Determine how many lines of the entries contain "this". Reply with that number alone.

> [PROVIDED INFORMATION]:
____________________

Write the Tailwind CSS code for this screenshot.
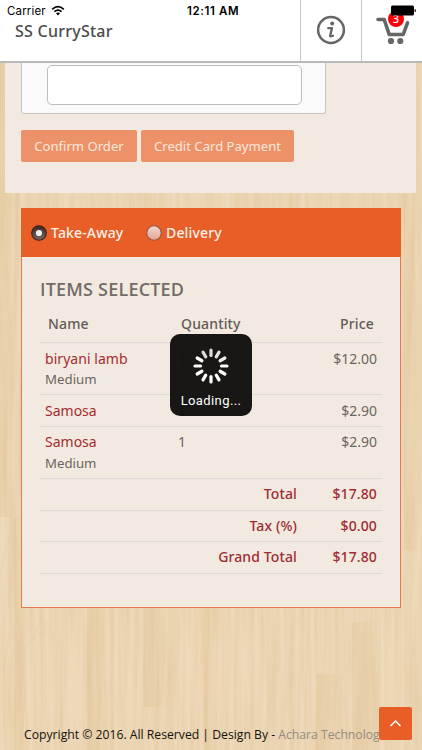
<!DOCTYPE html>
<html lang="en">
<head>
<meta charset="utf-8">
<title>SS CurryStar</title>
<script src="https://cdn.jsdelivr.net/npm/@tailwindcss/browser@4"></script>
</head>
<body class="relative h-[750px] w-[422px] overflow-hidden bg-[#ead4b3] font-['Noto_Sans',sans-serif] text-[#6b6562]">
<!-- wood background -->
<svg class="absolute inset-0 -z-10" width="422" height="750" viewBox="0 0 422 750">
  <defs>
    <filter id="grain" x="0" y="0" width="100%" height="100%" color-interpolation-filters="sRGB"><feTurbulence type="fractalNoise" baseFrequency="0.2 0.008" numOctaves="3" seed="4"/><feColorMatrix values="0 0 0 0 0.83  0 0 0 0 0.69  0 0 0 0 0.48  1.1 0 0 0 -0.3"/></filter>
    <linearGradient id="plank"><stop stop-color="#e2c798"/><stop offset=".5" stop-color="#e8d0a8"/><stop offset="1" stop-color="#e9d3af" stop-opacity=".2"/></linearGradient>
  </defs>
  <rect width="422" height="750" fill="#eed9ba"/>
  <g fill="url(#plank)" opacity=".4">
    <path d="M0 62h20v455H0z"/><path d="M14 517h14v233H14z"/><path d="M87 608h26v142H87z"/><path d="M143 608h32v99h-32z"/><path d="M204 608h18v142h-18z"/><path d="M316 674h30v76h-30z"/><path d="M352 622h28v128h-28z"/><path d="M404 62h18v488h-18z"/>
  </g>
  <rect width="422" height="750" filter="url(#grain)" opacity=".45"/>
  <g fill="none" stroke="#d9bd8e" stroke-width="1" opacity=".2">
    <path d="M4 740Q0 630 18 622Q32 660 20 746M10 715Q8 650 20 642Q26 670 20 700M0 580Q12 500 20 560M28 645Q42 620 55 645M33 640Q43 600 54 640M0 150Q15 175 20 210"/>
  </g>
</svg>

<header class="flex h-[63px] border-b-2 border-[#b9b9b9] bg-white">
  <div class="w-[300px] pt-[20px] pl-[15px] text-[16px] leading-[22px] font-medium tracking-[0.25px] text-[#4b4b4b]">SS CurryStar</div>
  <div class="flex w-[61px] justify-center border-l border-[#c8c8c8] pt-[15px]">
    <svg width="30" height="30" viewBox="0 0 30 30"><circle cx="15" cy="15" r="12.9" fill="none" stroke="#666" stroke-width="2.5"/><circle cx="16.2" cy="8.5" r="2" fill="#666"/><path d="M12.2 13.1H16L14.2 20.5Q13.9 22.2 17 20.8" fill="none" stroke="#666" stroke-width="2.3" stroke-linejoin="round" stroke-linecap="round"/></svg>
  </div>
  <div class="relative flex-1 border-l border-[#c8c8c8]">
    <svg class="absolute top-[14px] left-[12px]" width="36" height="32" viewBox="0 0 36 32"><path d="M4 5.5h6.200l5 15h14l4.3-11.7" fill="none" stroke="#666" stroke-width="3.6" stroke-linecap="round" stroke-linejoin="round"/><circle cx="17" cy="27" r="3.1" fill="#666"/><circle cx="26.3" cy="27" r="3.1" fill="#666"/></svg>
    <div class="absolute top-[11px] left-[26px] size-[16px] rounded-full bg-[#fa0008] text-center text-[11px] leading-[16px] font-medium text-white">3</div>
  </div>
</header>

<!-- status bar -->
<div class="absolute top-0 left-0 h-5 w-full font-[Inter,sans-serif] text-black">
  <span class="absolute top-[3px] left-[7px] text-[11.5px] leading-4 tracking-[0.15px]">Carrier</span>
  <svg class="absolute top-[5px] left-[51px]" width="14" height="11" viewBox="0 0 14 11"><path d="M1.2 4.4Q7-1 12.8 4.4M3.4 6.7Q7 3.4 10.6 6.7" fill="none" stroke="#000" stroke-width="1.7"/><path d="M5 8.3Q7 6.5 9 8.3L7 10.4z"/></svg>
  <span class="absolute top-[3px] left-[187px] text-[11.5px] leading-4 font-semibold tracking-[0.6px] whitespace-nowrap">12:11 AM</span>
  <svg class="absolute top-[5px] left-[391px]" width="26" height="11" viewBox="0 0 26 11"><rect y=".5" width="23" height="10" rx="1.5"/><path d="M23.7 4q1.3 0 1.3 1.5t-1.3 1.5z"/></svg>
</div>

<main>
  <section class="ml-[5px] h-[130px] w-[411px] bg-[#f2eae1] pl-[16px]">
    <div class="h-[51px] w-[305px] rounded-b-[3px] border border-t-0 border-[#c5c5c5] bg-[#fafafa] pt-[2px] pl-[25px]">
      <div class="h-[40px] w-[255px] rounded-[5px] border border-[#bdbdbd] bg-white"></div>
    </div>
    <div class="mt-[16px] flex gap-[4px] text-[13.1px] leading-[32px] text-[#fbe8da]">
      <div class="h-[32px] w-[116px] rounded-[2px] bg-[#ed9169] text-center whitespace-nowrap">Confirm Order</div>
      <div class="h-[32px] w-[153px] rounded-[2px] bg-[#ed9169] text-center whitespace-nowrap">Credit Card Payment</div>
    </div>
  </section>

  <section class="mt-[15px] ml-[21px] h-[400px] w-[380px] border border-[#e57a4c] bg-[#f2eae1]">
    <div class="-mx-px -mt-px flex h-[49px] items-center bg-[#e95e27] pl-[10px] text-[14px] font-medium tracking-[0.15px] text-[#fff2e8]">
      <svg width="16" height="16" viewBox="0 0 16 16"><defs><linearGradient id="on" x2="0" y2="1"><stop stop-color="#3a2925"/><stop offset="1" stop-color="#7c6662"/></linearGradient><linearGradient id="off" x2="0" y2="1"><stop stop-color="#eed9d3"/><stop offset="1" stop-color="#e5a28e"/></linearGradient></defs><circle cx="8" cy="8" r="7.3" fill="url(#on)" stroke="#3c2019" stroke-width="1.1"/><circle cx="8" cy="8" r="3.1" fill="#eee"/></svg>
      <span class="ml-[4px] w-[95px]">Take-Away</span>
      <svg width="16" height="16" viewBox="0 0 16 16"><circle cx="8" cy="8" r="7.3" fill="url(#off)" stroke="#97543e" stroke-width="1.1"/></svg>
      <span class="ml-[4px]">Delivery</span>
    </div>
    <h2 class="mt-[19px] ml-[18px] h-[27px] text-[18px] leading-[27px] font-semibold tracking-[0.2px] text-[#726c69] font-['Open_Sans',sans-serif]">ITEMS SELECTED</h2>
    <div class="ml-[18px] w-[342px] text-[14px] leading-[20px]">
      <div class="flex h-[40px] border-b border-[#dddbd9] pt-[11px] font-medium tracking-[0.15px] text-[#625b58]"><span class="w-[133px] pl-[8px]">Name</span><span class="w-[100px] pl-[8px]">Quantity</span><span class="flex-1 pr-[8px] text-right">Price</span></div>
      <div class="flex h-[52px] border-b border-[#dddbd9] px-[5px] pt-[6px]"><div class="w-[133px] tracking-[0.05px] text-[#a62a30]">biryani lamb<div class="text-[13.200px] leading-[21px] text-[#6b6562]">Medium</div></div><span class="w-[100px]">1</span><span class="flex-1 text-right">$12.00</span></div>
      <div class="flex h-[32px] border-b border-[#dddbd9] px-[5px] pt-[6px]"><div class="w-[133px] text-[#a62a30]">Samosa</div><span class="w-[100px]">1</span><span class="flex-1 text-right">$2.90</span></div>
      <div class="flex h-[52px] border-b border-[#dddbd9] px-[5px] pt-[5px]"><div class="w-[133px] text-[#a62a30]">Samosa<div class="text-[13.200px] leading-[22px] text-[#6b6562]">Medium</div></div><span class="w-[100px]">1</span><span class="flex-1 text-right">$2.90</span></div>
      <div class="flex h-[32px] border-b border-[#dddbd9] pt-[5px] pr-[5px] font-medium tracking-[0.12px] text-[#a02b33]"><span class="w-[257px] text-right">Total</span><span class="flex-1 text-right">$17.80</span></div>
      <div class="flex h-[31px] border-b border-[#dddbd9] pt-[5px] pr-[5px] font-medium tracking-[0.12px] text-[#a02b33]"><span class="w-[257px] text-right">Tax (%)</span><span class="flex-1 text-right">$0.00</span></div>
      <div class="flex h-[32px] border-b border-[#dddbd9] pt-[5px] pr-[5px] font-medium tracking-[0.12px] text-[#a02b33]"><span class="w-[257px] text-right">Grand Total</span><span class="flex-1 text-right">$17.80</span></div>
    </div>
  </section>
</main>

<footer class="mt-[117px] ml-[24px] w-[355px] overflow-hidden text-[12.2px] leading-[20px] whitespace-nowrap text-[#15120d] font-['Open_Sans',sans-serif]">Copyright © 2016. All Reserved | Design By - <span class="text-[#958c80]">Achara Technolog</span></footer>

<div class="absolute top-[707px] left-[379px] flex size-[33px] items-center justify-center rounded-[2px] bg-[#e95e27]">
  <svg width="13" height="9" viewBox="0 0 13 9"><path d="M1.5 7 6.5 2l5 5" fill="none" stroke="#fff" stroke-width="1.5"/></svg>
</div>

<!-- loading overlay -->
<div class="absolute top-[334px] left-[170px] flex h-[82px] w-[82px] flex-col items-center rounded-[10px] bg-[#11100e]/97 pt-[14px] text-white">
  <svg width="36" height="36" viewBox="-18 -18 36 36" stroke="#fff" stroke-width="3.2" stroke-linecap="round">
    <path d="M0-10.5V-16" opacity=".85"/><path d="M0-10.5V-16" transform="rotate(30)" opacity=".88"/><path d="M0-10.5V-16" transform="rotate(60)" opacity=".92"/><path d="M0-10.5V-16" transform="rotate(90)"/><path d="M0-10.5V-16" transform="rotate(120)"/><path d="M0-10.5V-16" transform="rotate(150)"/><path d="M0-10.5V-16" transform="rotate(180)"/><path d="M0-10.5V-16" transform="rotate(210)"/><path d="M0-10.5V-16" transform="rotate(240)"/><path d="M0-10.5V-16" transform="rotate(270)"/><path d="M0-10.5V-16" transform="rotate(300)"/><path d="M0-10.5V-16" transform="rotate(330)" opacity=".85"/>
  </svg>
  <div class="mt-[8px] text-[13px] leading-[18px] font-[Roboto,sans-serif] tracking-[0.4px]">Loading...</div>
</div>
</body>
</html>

____________________

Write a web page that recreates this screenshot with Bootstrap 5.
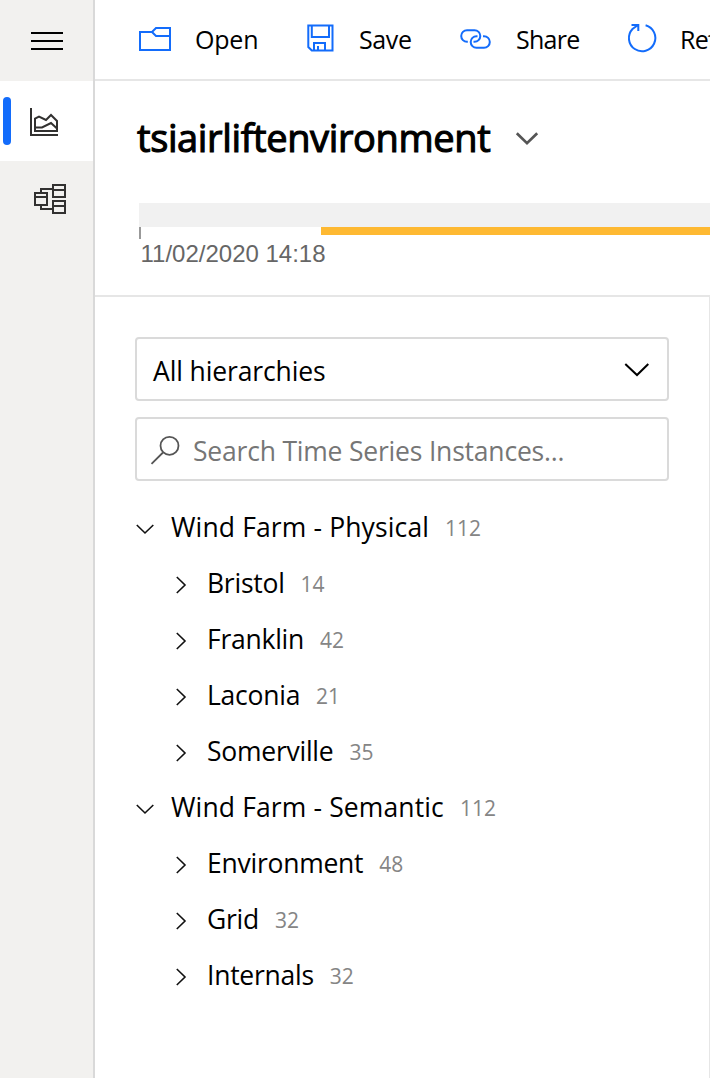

____________________

> [FINAL ANSWER]:
2